Se vivermos entre nós aquela unidade pela qual Jesus deu a sua vida, também nós
podemos − sem precisarmos de sair dos locais onde vivemos, nem de nos afastar das
pessoas que conhecemos − criar uma nova maneira de viver, semeando ao nosso redor
os germes de esperança e de vida nova. Qualquer família que renove todos os dias a
vontade de viver concretamente o amor recíproco, pode tornar-se um raio de luz no
meio da indiferença generalizada, tanto no próprio condomínio, como entre a vizinhança.
Uma “célula de ambiente” − isto é, duas ou mais pessoas que se põem de acordo
para atuar com radicalidade as exigências do Evangelho, no seu âmbito de trabalho, na
escola, no sindicato, nos escritórios administrativos, numa prisão… − poderá quebrar a
lógica da luta pelo poder e criar um clima de colaboração, levando ao despertar de uma
inesperada fraternidade.
Não era assim que faziam os primeiros cristãos no tempo do império romano?
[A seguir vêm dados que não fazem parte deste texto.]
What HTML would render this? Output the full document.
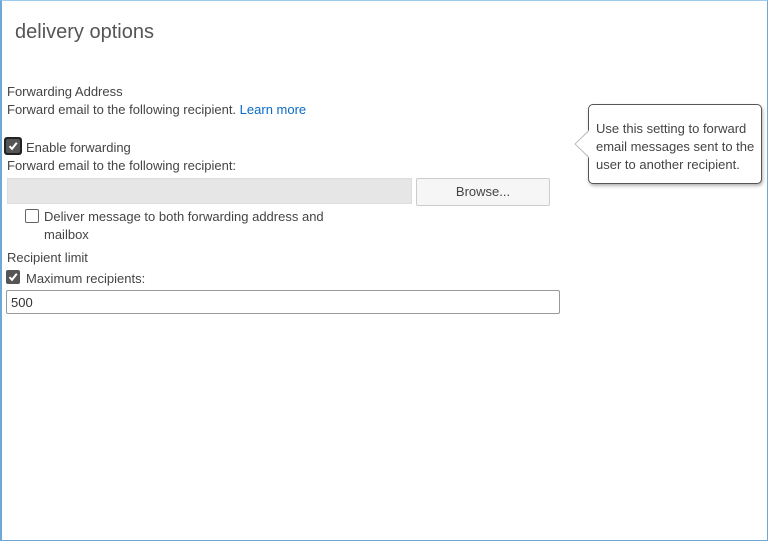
<!DOCTYPE html>
<html><head><style>
html,body{margin:0;padding:0}
body{width:768px;height:541px;position:relative;overflow:hidden;background:#fff;font-family:"Liberation Sans",sans-serif;color:#444;font-size:13px}
.frame{position:absolute;left:0;top:0;height:539px;border:1px solid #6fa8d6;border-top-color:#9ccbee;border-left:2px solid #6fa8d6;box-sizing:content-box;width:765px}
.t{position:absolute;white-space:nowrap;line-height:16px}
.cb{position:absolute;width:12px;height:12px;border:1px solid #666;border-radius:2px;background:#fff}
.cbc{position:absolute;width:14px;height:14px;background:#555;border-radius:2px}
.cbc svg{position:absolute;left:2px;top:2px}
</style></head><body>
<div class="frame"></div>
<div class="t" style="left:15px;top:20px;font-size:20px;line-height:24px;color:#555">delivery options</div>
<div class="t" style="left:7px;top:84px">Forwarding Address</div>
<div class="t" style="left:7px;top:102px">Forward email to the following recipient. <span style="color:#0a6ac9">Learn more</span></div>
<div style="position:absolute;left:4px;top:137px;width:18px;height:18px;background:#222;border-radius:3px"></div>
<div class="cbc" style="left:6px;top:139px"><svg width="10" height="10" viewBox="0 0 10 10"><path d="M1.5 5.2 L4 7.8 L8.8 1.8" stroke="#fff" stroke-width="2" fill="none"/></svg></div>
<div class="t" style="left:26px;top:140px">Enable forwarding</div>
<div class="t" style="left:7px;top:158px">Forward email to the following recipient:</div>
<div style="position:absolute;left:7px;top:178px;width:403px;height:24px;background:#e6e6e6;border:1px solid #ddd"></div>
<div style="position:absolute;left:416px;top:178px;width:132px;height:26px;background:#f6f6f6;border:1px solid #ccc;border-radius:2px;text-align:center;line-height:26px">Browse...</div>
<div class="cb" style="left:25px;top:209px"></div>
<div class="t" style="left:44px;top:209px">Deliver message to both forwarding address and</div>
<div class="t" style="left:44px;top:227px">mailbox</div>
<div class="t" style="left:7px;top:250px">Recipient limit</div>
<div class="cbc" style="left:6px;top:270px"><svg width="10" height="10" viewBox="0 0 10 10"><path d="M1.5 5.2 L4 7.8 L8.8 1.8" stroke="#fff" stroke-width="2" fill="none"/></svg></div>
<div class="t" style="left:26px;top:271px">Maximum recipients:</div>
<div style="position:absolute;left:6px;top:290px;width:552px;height:22px;border:1px solid #999;border-radius:2px"></div>
<div class="t" style="left:11px;top:295px;color:#333">500</div>
<div style="position:absolute;left:588px;top:104px;width:172px;height:78px;border:1px solid #555;border-radius:5px;background:#fff;box-shadow:1px 2px 3px rgba(0,0,0,0.3)"></div>
<svg style="position:absolute;left:574px;top:130px" width="16" height="30"><path d="M15.5 0 L1 14 L15.5 28" fill="#fff" stroke="#bbb"/><rect x="15" y="0" width="2" height="30" fill="#fff"/></svg>
<div class="t" style="left:596px;top:120px;line-height:18px;color:#444">Use this setting to forward<br>email messages sent to the<br>user to another recipient.</div>
</body></html>
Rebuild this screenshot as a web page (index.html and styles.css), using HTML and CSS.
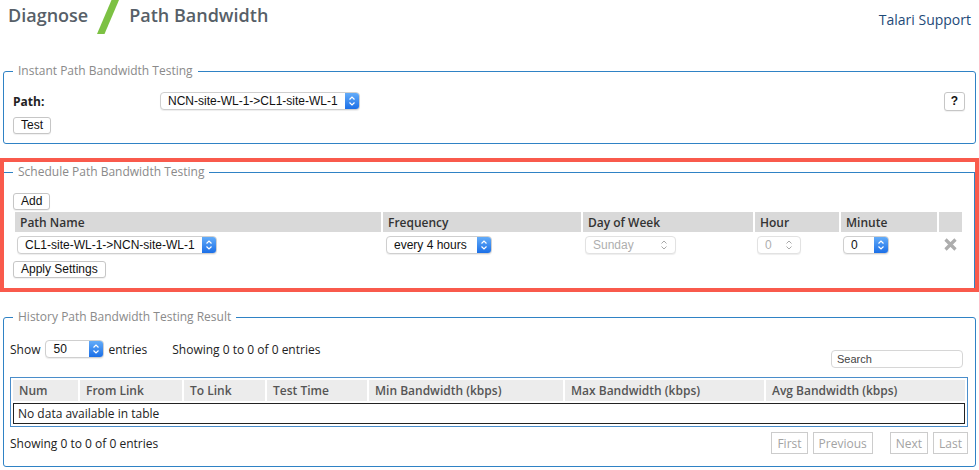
FILE: index.html
```html
<!DOCTYPE html>
<html lang="en">
<head>
    <meta charset="UTF-8">
    <meta name="viewport" content="width=device-width, initial-scale=1.0">
    <title>Path Bandwidth</title>
    <link rel="stylesheet" href="styles.css">
</head>
<body>
    <div class="header">
        <h1 class="crumbs">
            <span>Diagnose</span>
            <svg class="slash" width="22" height="34" viewBox="0 0 22 34"><polygon points="0,34 7.5,34 22,0 14.5,0" fill="#7cc143"/></svg>
            <span>Path Bandwidth</span>
        </h1>
        <a class="support" href="#">Talari Support</a>
    </div>

    <fieldset class="box">
        <legend>Instant Path Bandwidth Testing</legend>
        <div class="path-row">
            <label class="path-label" for="ipath">Path:</label>
            <div class="sel w-ipath">
                <select id="ipath"><option>NCN-site-WL-1-&gt;CL1-site-WL-1</option></select>
                <span class="step"><svg width="8" height="12" viewBox="0 0 8 12"><path d="M1.5 4.5 L4 2 L6.5 4.5 M1.5 7.5 L4 10 L6.5 7.5" fill="none" stroke="#fff" stroke-width="1.2"/></svg></span>
            </div>
            <button type="button" class="btn help">?</button>
        </div>
        <button type="button" class="btn test">Test</button>
    </fieldset>

    <div class="highlight">
        <fieldset class="box schedule">
            <legend>Schedule Path Bandwidth Testing</legend>
            <button type="button" class="btn">Add</button>
            <table class="sched-table">
                <colgroup>
                    <col style="width:366px"><col style="width:198px"><col style="width:170px"><col style="width:84px"><col style="width:96px"><col style="width:23px">
                </colgroup>
                <thead>
                    <tr><th>Path Name</th><th>Frequency</th><th>Day of Week</th><th>Hour</th><th>Minute</th><th></th></tr>
                </thead>
                <tbody>
                    <tr>
                        <td>
                            <div class="sel w-path">
                                <select><option>CL1-site-WL-1-&gt;NCN-site-WL-1</option></select>
                                <span class="step"><svg width="8" height="12" viewBox="0 0 8 12"><path d="M1.5 4.5 L4 2 L6.5 4.5 M1.5 7.5 L4 10 L6.5 7.5" fill="none" stroke="#fff" stroke-width="1.2"/></svg></span>
                            </div>
                        </td>
                        <td class="freq">
                            <div class="sel w-freq">
                                <select><option>every 4 hours</option></select>
                                <span class="step"><svg width="8" height="12" viewBox="0 0 8 12"><path d="M1.5 4.5 L4 2 L6.5 4.5 M1.5 7.5 L4 10 L6.5 7.5" fill="none" stroke="#fff" stroke-width="1.2"/></svg></span>
                            </div>
                        </td>
                        <td>
                            <div class="sel off w-day">
                                <select disabled><option>Sunday</option></select>
                                <span class="step"><svg width="8" height="12" viewBox="0 0 8 12"><path d="M1.5 4.5 L4 2 L6.5 4.5 M1.5 7.5 L4 10 L6.5 7.5" fill="none" stroke="#a8a8a8" stroke-width="1"/></svg></span>
                            </div>
                        </td>
                        <td>
                            <div class="sel off w-hour">
                                <select disabled><option>0</option></select>
                                <span class="step"><svg width="8" height="12" viewBox="0 0 8 12"><path d="M1.5 4.5 L4 2 L6.5 4.5 M1.5 7.5 L4 10 L6.5 7.5" fill="none" stroke="#a8a8a8" stroke-width="1"/></svg></span>
                            </div>
                        </td>
                        <td>
                            <div class="sel w-min">
                                <select><option>0</option></select>
                                <span class="step"><svg width="8" height="12" viewBox="0 0 8 12"><path d="M1.5 4.5 L4 2 L6.5 4.5 M1.5 7.5 L4 10 L6.5 7.5" fill="none" stroke="#fff" stroke-width="1.2"/></svg></span>
                            </div>
                        </td>
                        <td class="del">
                            <svg width="13" height="13" viewBox="0 0 13 13"><path d="M1.5 1.5 L11.5 11.5 M11.5 1.5 L1.5 11.5" stroke="#adadad" stroke-width="3.2"/></svg>
                        </td>
                    </tr>
                </tbody>
            </table>
            <button type="button" class="btn apply">Apply Settings</button>
        </fieldset>
    </div>

    <fieldset class="box history">
        <legend>History Path Bandwidth Testing Result</legend>
        <div class="hist-top">
            <div class="length">
                <span>Show</span>
                <div class="sel w-show">
                    <select><option>50</option></select>
                    <span class="step"><svg width="8" height="12" viewBox="0 0 8 12"><path d="M1.5 4.5 L4 2 L6.5 4.5 M1.5 7.5 L4 10 L6.5 7.5" fill="none" stroke="#fff" stroke-width="1.2"/></svg></span>
                </div>
                <span>entries</span>
                <span class="info">Showing 0 to 0 of 0 entries</span>
            </div>
            <input type="text" class="search" placeholder="Search">
        </div>
        <div class="table-wrap">
            <table class="hist-table">
                <colgroup>
                    <col style="width:65px"><col style="width:102px"><col style="width:81px"><col style="width:100px"><col style="width:194px"><col style="width:199px"><col>
                </colgroup>
                <thead>
                    <tr><th>Num</th><th>From Link</th><th>To Link</th><th>Test Time</th><th>Min Bandwidth (kbps)</th><th>Max Bandwidth (kbps)</th><th>Avg Bandwidth (kbps)</th></tr>
                </thead>
                <tbody>
                    <tr><td colspan="7" class="empty">No data available in table</td></tr>
                </tbody>
            </table>
        </div>
        <div class="hist-foot">
            <span>Showing 0 to 0 of 0 entries</span>
            <div class="pager">
                <button type="button" class="pg">First</button>
                <button type="button" class="pg">Previous</button>
                <button type="button" class="pg next">Next</button>
                <button type="button" class="pg">Last</button>
            </div>
        </div>
    </fieldset>
</body>
</html>
```

FILE: styles.css
```css
body {
    margin: 0;
    font-family: "Open Sans", Arial, sans-serif;
    font-size: 12px;
    color: #222;
    background-color: #ffffff;
}
.header {
    display: flex;
    justify-content: space-between;
    align-items: flex-start;
    height: 63px;
}
.crumbs {
    display: flex;
    align-items: flex-start;
    margin: 0;
    padding: 3px 0 0 8px;
    font-size: 18px;
    font-weight: 600;
    line-height: 24px;
    color: #575f68;
}
.crumbs .slash {
    margin: -3px 10px 0 9px;
}
.support {
    margin: 10px 8px 0 0;
    font-size: 14px;
    line-height: 19px;
    color: #1e4a78;
    text-decoration: none;
}
.box {
    margin: 0 3px;
    padding: 12px 10px 9px 9px;
    border: 1px solid #2f82c5;
    border-radius: 3px;
    min-width: 0;
}
.box legend {
    padding: 0 5px;
    font-size: 12px;
    line-height: 16px;
    color: #8a8a8a;
}
.path-row {
    display: flex;
    align-items: center;
    height: 20px;
}
.path-label {
    width: 147px;
    font-weight: bold;
    color: #222;
}
.btn {
    display: block;
    height: 17px;
    padding: 0 7px;
    background-color: #ffffff;
    border: 1px solid #c6c6c6;
    border-radius: 3px;
    box-shadow: 0 1px 1px rgba(0, 0, 0, 0.06);
    font-family: "Liberation Sans", Arial, sans-serif;
    font-size: 12px;
    line-height: 15px;
    color: #111;
    cursor: pointer;
}
.btn.help {
    margin-left: auto;
    width: 21px;
    height: 19px;
    padding: 0;
    font-weight: bold;
}
.btn.test {
    margin-top: 6px;
}
.sel {
    display: flex;
    height: 18px;
    box-sizing: border-box;
    background-color: #ffffff;
    border: 1px solid #cfcfcf;
    border-radius: 4px;
    box-shadow: 0 1px 1px rgba(0, 0, 0, 0.07);
    overflow: hidden;
}
.sel select {
    flex: 1;
    min-width: 0;
    height: 100%;
    padding: 0 0 0 7px;
    border: none;
    background: transparent;
    -webkit-appearance: none;
    appearance: none;
    font-family: "Liberation Sans", Arial, sans-serif;
    font-size: 12px;
    color: #111;
    outline: none;
}
.sel .step {
    display: flex;
    align-items: center;
    justify-content: center;
    width: 14px;
    background: linear-gradient(#63acf9, #1b6fe7);
}
.sel.off {
    border-color: #e2e2e2;
}
.sel.off select {
    color: #8c8c8c;
}
.sel.off .step {
    width: 22px;
    background: none;
}
.w-ipath { width: 200px; }
.w-path { width: 200px; }
.w-freq { width: 106px; }
.w-day { width: 91px; }
.w-hour { width: 44px; }
.w-min { width: 46px; }
.w-show { width: 59px; }

.highlight {
    margin-top: 14px;
    border: 4px solid #f95a4c;
}
.schedule {
    margin: 2px 0 0 0;
    padding: 13px 10px 10px 9px;
    border-left: none;
    border-bottom: none;
    border-radius: 0;
}
.sched-table {
    width: 951px;
    table-layout: fixed;
    border-spacing: 2px;
    margin-left: 0;
}
.sched-table th {
    height: 20px;
    padding: 0 5px;
    background-color: #d9d9d9;
    font-weight: 600;
    font-size: 12px;
    color: #333;
    text-align: left;
}
.sched-table td {
    height: 21px;
    padding: 0 0 0 2px;
}
.sched-table td.freq {
    padding-left: 3px;
}
.sched-table td.del {
    padding: 0;
    text-align: center;
}
.sched-table td.del svg {
    display: block;
    margin: 0 auto;
}
.btn.apply {
    margin-top: 4px;
}

.history {
    margin-top: 17px;
    padding: 15px 7px 12px 6px;
}
.history legend {
    margin-left: 3px;
}
.hist-top {
    display: flex;
    justify-content: space-between;
    align-items: flex-start;
    height: 28px;
}
.length {
    display: flex;
    align-items: center;
    height: 18px;
    color: #222;
}
.length .sel {
    margin: 0 4px 0 5px;
}
.length .info {
    margin-left: 25px;
}
.search {
    margin: 10px 5px 0 0;
    width: 132px;
    height: 18px;
    box-sizing: border-box;
    padding: 0 5px;
    border: 1px solid #d6d6d6;
    border-radius: 4px;
    font-family: "Liberation Sans", Arial, sans-serif;
    font-size: 11px;
}
.search::placeholder {
    color: #444;
}
.table-wrap {
    margin-top: 9px;
    border: 1px solid #4a8dca;
}
.hist-table {
    width: 100%;
    table-layout: fixed;
    border-spacing: 2px;
}
.hist-table th {
    height: 21px;
    padding: 0 6px;
    background-color: #ececec;
    font-weight: 600;
    font-size: 12px;
    color: #555;
    text-align: left;
    white-space: nowrap;
}
.hist-table td.empty {
    height: 21px;
    box-sizing: border-box;
    padding: 0 4px;
    border: 1px solid #222;
    color: #222;
}
.hist-foot {
    display: flex;
    justify-content: space-between;
    align-items: center;
    margin-top: 5px;
}
.pager {
    display: flex;
    gap: 5px;
}
.pg {
    height: 22px;
    padding: 0 5px;
    background-color: #ffffff;
    border: 1px solid #cccccc;
    font-family: "Open Sans", Arial, sans-serif;
    font-size: 12px;
    color: #a3a3a3;
}
.pg.next {
    margin-left: 12px;
}
```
Não
foi assim que conseguiram difundir a novidade transformadora do cristianismo? Hoje,
somos nós os “primeiros cristãos”, chamados como eles a perdoar-nos, a ver-nos sempre
novos, a ajudarmo-nos reciprocamente. Numa palavra, a amarmo-nos com a intensidade
com que Jesus nos amou, na certeza de que, a Sua presença no meio de nós, tem a
força de englobar também outros na lógica divina do amor.